Aún no ha abandonado ninguna alianza, pero las ha desestabilizado al imponer acuerdos comerciales asimétricos, obtener promesas masivas de inversión en Estados Unidos y exigir a los aliados una mayor responsabilidad en su propia defensa. La distribución de cargas y beneficios dentro del sistema de libre mercado estadounidense está cambiando: el precio del acceso al mercado estadounidense y a su protección está subiendo.
En un escenario optimista, dicha estrategia podría generar una comunidad democrática mejor preparada contra adversarios letales y un bloque tecno-económico aliado, adecuado para los rigores de la rivalidad moderna. Pero en un pronóstico más pesimista, las políticas de Trump –y su ética depredadora– podrían minar la credibilidad y la cohesión de los pactos más importantes de Estados Unidos.
Por último, hay que señalar que la ética transaccional e iliberal de Trump está socavando valores compartidos. Existen motivos para sentir preocupación sobre el destino de la democracia estadounidense. Las políticas de apoyo a la democracia en el extranjero, basadas en principios, están prácticamente descartadas; lo que prima es el apoyo exterior a populistas iliberales, correligionarios y aliados de la derecha “alternativa”.
Esta Estrategia 2025 acusa directamente a los gobiernos europeos de gobernar mediante la represión y se compromete a fomentar la “resistencia… dentro de las naciones europeas”. Recientemente, Trump tomó una medida que amenaza con socavar la seguridad a largo plazo de las democracias: aprobar la venta de los potentes chips NVIDIA H200 a China, como parte de un esfuerzo por obtener beneficios económicos limitados y a corto plazo.

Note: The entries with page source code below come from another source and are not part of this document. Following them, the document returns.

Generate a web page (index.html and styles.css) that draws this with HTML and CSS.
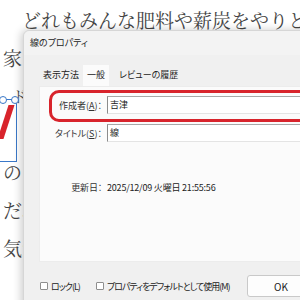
FILE: index.html
```html
<!DOCTYPE html>
<html lang="ja">
<head>
    <meta charset="UTF-8">
    <title>線のプロパティ</title>
    <link rel="stylesheet" href="styles.css">
</head>
<body>
    <div class="doc">
        <p class="first">どれもみんな肥料や薪炭をやりとりして</p>
        <p>家の中はしんとして</p>
        <p class="third">ドぞうの中から</p>
        <p>&nbsp;</p>
        <p>のぞきこみました</p>
        <p>だれもいません</p>
        <p>気がつくと</p>
    </div>

    <div class="selection">
        <span class="handle h1"></span>
        <span class="handle h2"></span>
        <span class="stroke"></span>
    </div>

    <div class="dialog">
        <div class="titlebar">線のプロパティ</div>

        <div class="tabs">
            <span class="tab">表示方法</span>
            <span class="tab active">一般</span>
            <span class="tab">レビューの履歴</span>
        </div>

        <div class="panel">
            <div class="highlight"></div>
            <div class="row">
                <label>作成者(<u>A</u>)：</label>
                <div class="field">吉津</div>
            </div>
            <div class="row">
                <label>タイトル(<u>S</u>)：</label>
                <div class="field">線</div>
            </div>
            <div class="row date">
                <label>更新日：</label>
                <span>2025/12/09 火曜日 21:55:56</span>
            </div>
        </div>

        <div class="footer">
            <span class="check"><i></i>ロック(L)</span>
            <span class="check"><i></i>プロパティをデフォルトとして使用(M)</span>
            <button class="ok">OK</button>
        </div>
    </div>
</body>
</html>
```

FILE: styles.css
```css
body {
    margin: 0;
    width: 300px;
    height: 300px;
    overflow: hidden;
    position: relative;
    background: #ffffff;
}

.doc {
    padding: 1px 0 0 3px;
    font-family: "Noto Serif CJK JP", "Noto Sans CJK JP", serif;
    font-size: 19px;
    line-height: 38px;
    color: #444;
    white-space: nowrap;
}

.doc p {
    margin: 0;
}

.doc .first {
    text-indent: 19px;
}

.doc .third {
    text-indent: 9px;
    font-size: 15px;
}

.selection {
    position: absolute;
    left: -4px;
    top: 99px;
    width: 19px;
    height: 61px;
    border: 1px solid #3a78c8;
    background: #fff;
}

.handle {
    position: absolute;
    top: -4px;
    width: 6px;
    height: 6px;
    border: 1px solid #3a78c8;
    border-radius: 50%;
    background: #fff;
}

.h1 { left: 2px; }
.h2 { left: 14px; }

.stroke {
    position: absolute;
    left: 6px;
    top: 5px;
    width: 6px;
    height: 34px;
    background: #d8242c;
    transform: skewX(-18deg);
}

.dialog {
    position: absolute;
    left: 23px;
    top: 30px;
    width: 320px;
    height: 280px;
    background: #f0f0f0;
    border: 1px solid #d6d6d6;
    border-radius: 6px 0 0 0;
    box-shadow: -2px 0 8px rgba(0, 0, 0, 0.2);
    font-family: "Noto Sans CJK JP", sans-serif;
    font-size: 9px;
    font-feature-settings: "palt";
    color: #222;
    white-space: nowrap;
}

.titlebar {
    height: 24px;
    line-height: 24px;
    padding-left: 6px;
    background: #f3f3f3;
    border-radius: 6px 0 0 0;
}

.tabs {
    display: flex;
    align-items: flex-end;
    height: 31px;
    padding-left: 15px;
}

.tab {
    padding: 0 4px;
    height: 21px;
    line-height: 20px;
}

.tab.active {
    background: #fbfbfb;
    margin-right: 6px;
}

.panel {
    position: relative;
    margin-left: 15px;
    height: 176px;
    padding-top: 9px;
    box-sizing: border-box;
    background: #fbfbfb;
    border: 1px solid #ececec;
    border-right: none;
}

.highlight {
    position: absolute;
    left: 9px;
    top: 3px;
    width: 300px;
    height: 32px;
    border: 3px solid #d8242c;
    border-radius: 10px;
    box-sizing: border-box;
}

.row {
    display: grid;
    grid-template-columns: 62px 1fr;
    column-gap: 5px;
    align-items: center;
    margin-bottom: 10px;
}

.row label {
    text-align: right;
    color: #333;
}

.row u {
    text-decoration-thickness: 1px;
}

.field {
    height: 18px;
    line-height: 16px;
    padding-left: 2px;
    box-sizing: border-box;
    background: #fff;
    border: 1px solid #e4e4e4;
    border-top-color: #a8a8a8;
    border-left-color: #8c8c8c;
    border-right: none;
}

.row.date {
    margin-top: 39px;
    letter-spacing: -0.2px;
}

.footer {
    display: flex;
    align-items: center;
    gap: 16px;
    padding: 13px 29px 0 16px;
    letter-spacing: -1px;
}

.check {
    display: flex;
    align-items: center;
    gap: 3px;
    flex-shrink: 0;
}

.check i {
    width: 6px;
    height: 6px;
    border: 1px solid #8e8e8e;
    border-radius: 1px;
    background: #fff;
}

.ok {
    margin-left: auto;
    flex-shrink: 0;
    width: 68px;
    height: 22px;
    background: #fdfdfd;
    border: 1px solid #c9c9c9;
    border-radius: 3px;
    font-family: "Noto Sans CJK JP", sans-serif;
    font-size: 10px;
    letter-spacing: 0;
    color: #222;
}
```
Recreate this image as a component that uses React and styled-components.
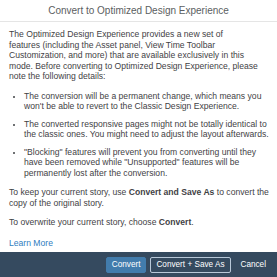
import styled, { createGlobalStyle } from 'styled-components';

const GlobalStyle = createGlobalStyle`
  html, body {
    margin: 0;
    padding: 0;
    background: #ffffff;
  }
  body {
    font-family: "Liberation Sans", Arial, sans-serif;
  }
`;

const Dialog = styled.div`
  width: 277px;
  height: 277px;
  display: flex;
  flex-direction: column;
  background: #ffffff;
  color: #32363a;
  overflow: hidden;
`;

const Header = styled.div`
  height: 21px;
  flex-shrink: 0;
  display: flex;
  align-items: center;
  justify-content: center;
  border-bottom: 1px solid #e5e5e5;
  font-size: 10px;
  color: #5b5e61;
`;

const Body = styled.div`
  flex: 1;
  padding: 7px 4px 0 9px;
  font-size: 8.6px;
  line-height: 10.5px;
  color: #3f4245;
`;

const Para = styled.p`
  margin: 0 0 9px 0;
`;

const List = styled.ul`
  margin: 0 0 9px 0;
  padding: 0 0 0 15px;
`;

const Item = styled.li`
  margin-bottom: ${(p) => (p.$last ? 0 : 7)}px;
  &::marker {
    font-size: 7px;
  }
`;

const Link = styled.a`
  display: inline-block;
  margin-top: 1px;
  color: #2f7dc0;
  text-decoration: none;
  font-size: 8.6px;
`;

const Footer = styled.div`
  height: 25px;
  flex-shrink: 0;
  display: flex;
  align-items: center;
  justify-content: flex-end;
  gap: 4px;
  padding-right: 5px;
  background: #354a5f;
`;

const Button = styled.button`
  height: 16px;
  padding: 0 5px;
  font-family: "Liberation Sans", Arial, sans-serif;
  font-size: 8.2px;
  color: #ffffff;
  border-radius: 2px;
  cursor: pointer;
  background: ${(p) => (p.$variant === 'primary' ? '#427cac' : 'transparent')};
  border: 1px solid
    ${(p) =>
      p.$variant === 'primary' ? '#427cac' : p.$variant === 'outline' ? '#b8c8d8' : 'transparent'};
`;

export default function App() {
  return (
    <>
      <GlobalStyle />
      <Dialog>
        <Header>Convert to Optimized Design Experience</Header>
        <Body>
          <Para>
            The Optimized Design Experience provides a new set of
            <br />
            features (including the Asset panel, View Time Toolbar
            <br />
            Customization, and more) that are available exclusively in this
            <br />
            mode. Before converting to Optimized Design Experience, please
            <br />
            note the following details:
          </Para>
          <List>
            <Item>
              The conversion will be a permanent change, which means you won't be able to revert
              to the Classic Design Experience.
            </Item>
            <Item>
              The converted responsive pages might not be totally identical to the classic ones.
              You might need to adjust the layout afterwards.
            </Item>
            <Item $last>
              "Blocking" features will prevent you from converting until they have been removed
              while "Unsupported" features will be permanently lost after the conversion.
            </Item>
          </List>
          <Para>
            To keep your current story, use <b>Convert and Save As</b> to convert the copy of the
            original story.
          </Para>
          <Para>
            To overwrite your current story, choose <b>Convert</b>.
          </Para>
          <Link href="#">Learn More</Link>
        </Body>
        <Footer>
          <Button $variant="primary">Convert</Button>
          <Button $variant="outline">Convert + Save As</Button>
          <Button $variant="plain">Cancel</Button>
        </Footer>
      </Dialog>
    </>
  );
}
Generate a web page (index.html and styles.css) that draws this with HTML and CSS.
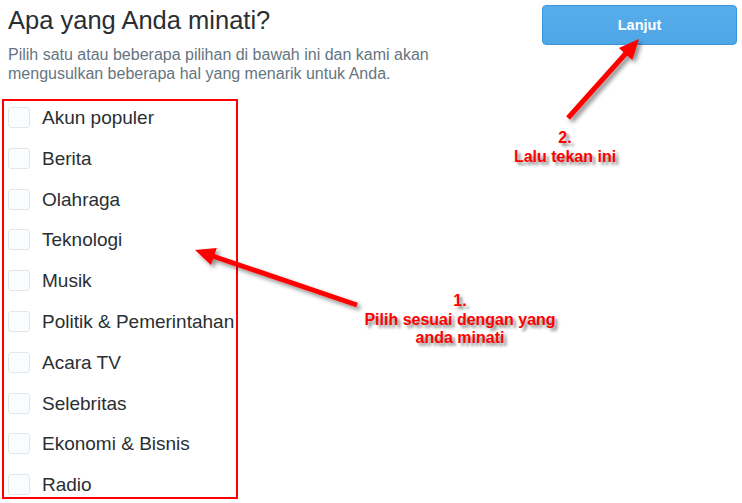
FILE: index.html
```html
<!DOCTYPE html>
<html lang="id">
<head>
<meta charset="utf-8">
<title>Apa yang Anda minati?</title>
<link rel="stylesheet" href="styles.css">
</head>
<body>
<div class="page">
  <header class="header">
    <div class="intro">
      <h1 class="title">Apa yang Anda minati?</h1>
      <p class="subtitle">Pilih satu atau beberapa pilihan di bawah ini dan kami akan mengusulkan beberapa hal yang menarik untuk Anda.</p>
    </div>
    <button class="btn" type="button">Lanjut</button>
  </header>

  <ul class="topics">
    <li class="topic"><span class="box"></span><span class="label">Akun populer</span></li>
    <li class="topic"><span class="box"></span><span class="label">Berita</span></li>
    <li class="topic"><span class="box"></span><span class="label">Olahraga</span></li>
    <li class="topic"><span class="box"></span><span class="label">Teknologi</span></li>
    <li class="topic"><span class="box"></span><span class="label">Musik</span></li>
    <li class="topic"><span class="box"></span><span class="label">Politik &amp; Pemerintahan</span></li>
    <li class="topic"><span class="box"></span><span class="label">Acara TV</span></li>
    <li class="topic"><span class="box"></span><span class="label">Selebritas</span></li>
    <li class="topic"><span class="box"></span><span class="label">Ekonomi &amp; Bisnis</span></li>
    <li class="topic"><span class="box"></span><span class="label">Radio</span></li>
  </ul>

  <svg class="arrows" width="742" height="503" viewBox="0 0 742 503" aria-hidden="true">
    <defs>
      <filter id="sh" x="-20%" y="-20%" width="140%" height="140%">
        <feDropShadow dx="3" dy="3" stdDeviation="2" flood-color="#000" flood-opacity="0.45"/>
      </filter>
    </defs>
    <g filter="url(#sh)" fill="#ff0000" stroke="#ff0000">
      <line x1="357" y1="305" x2="211" y2="255.5" stroke-width="5"/>
      <polygon points="195,250 216.8,247.9 211,264.9" stroke="none"/>
      <line x1="568" y1="118" x2="628" y2="51" stroke-width="5"/>
      <polygon points="639,39 632.3,59.9 618.9,47.9" stroke="none"/>
    </g>
  </svg>

  <div class="note note-1">1.<br>Pilih sesuai dengan yang<br>anda minati</div>
  <div class="note note-2">2.<br>Lalu tekan ini</div>
</div>
</body>
</html>
```

FILE: styles.css
```css
* { box-sizing: border-box; }

html, body {
  margin: 0;
  padding: 0;
  background: #ffffff;
}

body {
  font-family: "Liberation Sans", Arial, Helvetica, sans-serif;
  color: #292f33;
  width: 742px;
  height: 503px;
  overflow: hidden;
}

.page {
  position: relative;
  width: 742px;
  height: 503px;
}

.header {
  display: flex;
  justify-content: space-between;
  align-items: flex-start;
  padding: 0 5px 0 8px;
}

.intro {
  padding-top: 5px;
}

.title {
  margin: 0;
  font-size: 25.5px;
  line-height: 30px;
  font-weight: normal;
  color: #292f33;
}

.subtitle {
  margin: 10px 0 0;
  width: 440px;
  font-size: 16px;
  line-height: 19px;
  color: #66757f;
}

.btn {
  margin-top: 5px;
  width: 195px;
  height: 40px;
  border: 1px solid #3b94d9;
  border-radius: 4px;
  background: linear-gradient(#57adec, #4fa6e6);
  color: #ffffff;
  font-family: "Liberation Sans", Arial, sans-serif;
  font-weight: bold;
  font-size: 14.5px;
  padding: 0;
}

.topics {
  list-style: none;
  margin: 16px 0 0 2px;
  padding: 6px 0 0 4px;
  width: 236px;
  height: 400px;
  border: 2px solid #ff0000;
}

.topic {
  display: flex;
  align-items: flex-start;
  height: 40.8px;
}

.box {
  flex: none;
  width: 22px;
  height: 21px;
  border: 1px solid #e1e8ed;
  border-radius: 3px;
  background: #fbfcfd;
}

.label {
  margin-left: 12px;
  font-size: 19px;
  line-height: 21px;
  color: #292f33;
  white-space: nowrap;
}

.arrows {
  position: absolute;
  left: 0;
  top: 0;
  pointer-events: none;
}

.note {
  position: absolute;
  text-align: center;
  color: #ff0000;
  font-weight: bold;
  font-size: 16px;
  line-height: 18.5px;
  text-shadow: 3px 3px 3px rgba(0, 0, 0, 0.45);
  white-space: nowrap;
}

.note-1 {
  left: 360px;
  top: 292px;
  width: 200px;
}

.note-2 {
  left: 495px;
  top: 129px;
  width: 140px;
}
```
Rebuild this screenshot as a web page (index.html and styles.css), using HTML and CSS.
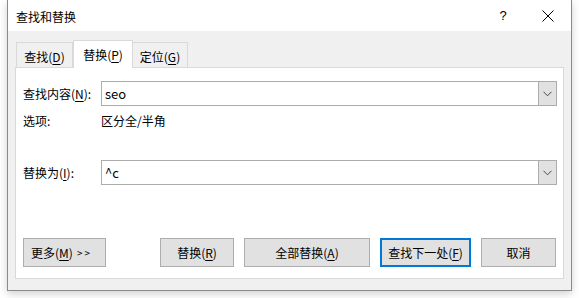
FILE: index.html
```html
<!DOCTYPE html>
<html lang="zh-CN">
<head>
    <meta charset="UTF-8">
    <title>查找和替换</title>

    <link rel="stylesheet" href="styles.css">
</head>
<body>

<div class="page">
    <div class="dialog">
        <div class="dialog__titlebar">
            <span class="dialog__title">查找和替换</span>
            <span class="dialog__help">?</span>
            <span class="dialog__close">
                <svg width="12" height="12" viewBox="0 0 12 12">
                    <path d="M0.5 0.5 L11.5 11.5 M11.5 0.5 L0.5 11.5" stroke="#000" stroke-width="1" fill="none"/>
                </svg>
            </span>
        </div>
        <div class="dialog__body">
            <div class="tabs">
                <div class="tabs__tab">查找(<u>D</u>)</div>
                <div class="tabs__tab tabs__tab--active">替换(<u>P</u>)</div>
                <div class="tabs__tab">定位(<u>G</u>)</div>
            </div>
            <div class="panel">
                <div class="panel__row">
                    <label class="panel__label">查找内容(<u>N</u>):</label>
                    <div class="combo">
                        <span class="combo__value">seo</span>
                        <span class="combo__arrow">
                            <svg width="9" height="6" viewBox="0 0 9 6">
                                <path d="M0.5 0.8 L4.5 4.8 L8.5 0.8" stroke="#444" stroke-width="1" fill="none"/>
                            </svg>
                        </span>
                    </div>
                </div>
                <div class="panel__row panel__row--options">
                    <span class="panel__label">选项:</span>
                    <span class="panel__value">区分全/半角</span>
                </div>
                <div class="panel__row panel__row--replace">
                    <label class="panel__label">替换为(<u>I</u>):</label>
                    <div class="combo">
                        <span class="combo__value">^c</span>
                        <span class="combo__arrow">
                            <svg width="9" height="6" viewBox="0 0 9 6">
                                <path d="M0.5 0.8 L4.5 4.8 L8.5 0.8" stroke="#444" stroke-width="1" fill="none"/>
                            </svg>
                        </span>
                    </div>
                </div>
                <div class="buttons">
                    <button class="button button--more">更多(<u>M</u>) <span class="button__chevrons">&gt;&gt;</span></button>
                    <button class="button button--replace">替换(<u>R</u>)</button>
                    <button class="button button--all">全部替换(<u>A</u>)</button>
                    <button class="button button--next">查找下一处(<u>F</u>)</button>
                    <button class="button button--cancel">取消</button>
                </div>
            </div>
        </div>
    </div>
</div>

</body>
</html>
```

FILE: styles.css
```css
* {
    box-sizing: border-box;
    margin: 0;
    padding: 0;
}

body {
    background: #ffffff;
    font-family: "Noto Sans CJK SC", "Noto Sans", sans-serif;
    font-size: 12px;
    color: #000;
    width: 579px;
    height: 298px;
    overflow: hidden;
}

u {
    text-decoration: underline;
    text-underline-offset: 2px;
}

.page {
    padding-left: 7px;
}

.dialog {
    width: 565px;
    height: 291px;
    border: 1px solid #8a8a8a;
    border-top: none;
    background: #f0f0f0;
    box-shadow: 0 3px 8px rgba(0, 0, 0, .18);
    display: flex;
    flex-direction: column;
}

.dialog__titlebar {
    height: 31px;
    background: #fff;
    display: flex;
    align-items: center;
    padding-left: 8px;
}
.dialog__title {
    flex: 1;
    line-height: 17px;
    padding-top: 1px;
}
.dialog__help {
    width: 14px;
    font-family: "Liberation Sans", sans-serif;
    font-size: 13px;
    margin-right: 32px;
    text-align: center;
}
.dialog__close {
    display: flex;
    width: 12px;
    margin-right: 17px;
}

.dialog__body {
    flex: 1;
    padding: 9px 7px 11px 7px;
    display: flex;
    flex-direction: column;
}

.tabs {
    display: flex;
    align-items: flex-end;
    height: 27px;
    position: relative;
    z-index: 1;
}
.tabs__tab {
    height: 25px;
    border: 1px solid #d9d9d9;
    border-bottom: none;
    background: #f0f0f0;
    display: flex;
    align-items: center;
    justify-content: center;
    white-space: nowrap;
    padding-top: 2px;
}
.tabs__tab:first-child {
    width: 57px;
    margin-left: 1px;
}
.tabs__tab--active {
    width: 60px;
    height: 28px;
    margin-bottom: -1px;
    background: #fff;
    padding-top: 0;
}
.tabs__tab:last-child {
    width: 55px;
    border-left: none;
}

.panel {
    flex: 1;
    background: #fff;
    border: 1px solid #d9d9d9;
    width: 549px;
    padding: 13px 6px 0 7px;
    display: flex;
    flex-direction: column;
}

.panel__row {
    display: flex;
    align-items: center;
}
.panel__row--options {
    margin-top: 6px;
    height: 17px;
}
.panel__row--replace {
    margin-top: 31px;
}
.panel__label {
    width: 78px;
    line-height: 17px;
}
.panel__value {
    line-height: 17px;
}

.combo {
    flex: 1;
    height: 25px;
    border: 1px solid #acacac;
    display: flex;
    align-items: stretch;
}
.combo__value {
    flex: 1;
    padding-left: 3px;
    display: flex;
    align-items: center;
    font-size: 13px;
}
.combo__arrow {
    width: 18px;
    background: #e1e1e1;
    border-left: 1px solid #acacac;
    display: flex;
    align-items: center;
    justify-content: center;
    padding-top: 1px;
}

.buttons {
    display: flex;
    margin-top: 53px;
    height: 29px;
}
.button {
    font-family: inherit;
    font-size: 12px;
    color: #000;
    background: #e1e1e1;
    border: 1px solid #adadad;
    height: 29px;
    display: flex;
    align-items: center;
    justify-content: center;
    white-space: nowrap;
}
.button--more {
    width: 83px;
    justify-content: flex-start;
    padding-left: 7px;
}
.button__chevrons {
    font-size: 10px;
    letter-spacing: 2px;
    margin-left: 4px;
}
.button--replace {
    width: 74px;
    margin-left: 54px;
}
.button--all {
    width: 126px;
    margin-left: 10px;
}
.button--next {
    width: 91px;
    margin-left: 10px;
    border: 2px solid #0078d7;
}
.button--cancel {
    width: 75px;
    margin-left: 10px;
}
```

Demasiado a menudo Trump parece más en sintonía, ideológica e instintivamente, con los principales dictadores del mundo que con las democracias. Estados Unidos tiene intereses geopolíticos que van más allá del destino de la democracia, pero lo que ha distinguido durante mucho tiempo al mundo libre es una profunda comunidad de valores que ahora está en peligro.
El mayor riesgo que se vislumbra es que, en el fondo, el objetivo de Trump sea menos programático que depredador. Nunca ha mostrado gran aprecio por los aliados. Habla el lenguaje de la ventaja unilateral, no de la fuerza colectiva. Muestra interés por los aliados solo cuando Estados Unidos necesita algo de ellos, como asistencia para asegurar las cadenas de suministro de tierras raras. Todo esto alimenta la sospecha de que Trump simplemente intenta obtener el máximo provecho posible de países desesperados por conservar su apoyo. Con el tiempo, esa es una receta para minar la fuerza y la solidaridad del mundo libre, en lugar de contribuir a su resurgimiento.
Por esto es tan difícilcomprender a Trump: lo potencialmente beneficioso de alguna de sus políticas queda continuamente malversado por sus hábitos más perjudiciales. El futuro del mundo libre dependerá de si Trump consigue afirmar valores e intereses comunes. En el liderazgo norteamericano que suceda a Trump será importante que haya alguien que hable el lenguaje del propósito democrático compartido; ese nuevo liderazgo podría usar ciertos logros de Trump –el surgimiento de una comunidad mejor armada y más integrada industrialmente– como base para una nueva era de fuerza colectiva.
La alternativa es que Trump sea sucedido por un presidente que ahonde en los aspectos unilateralistas y aislacionistas de la ideología MAGA. En tal escenario, cualquier pretensión de unidad del mundo libre –la comunidad que forjó el mundo moderno– podría desvanecerse, y la presidencia de Trump habría significado el principio del fin.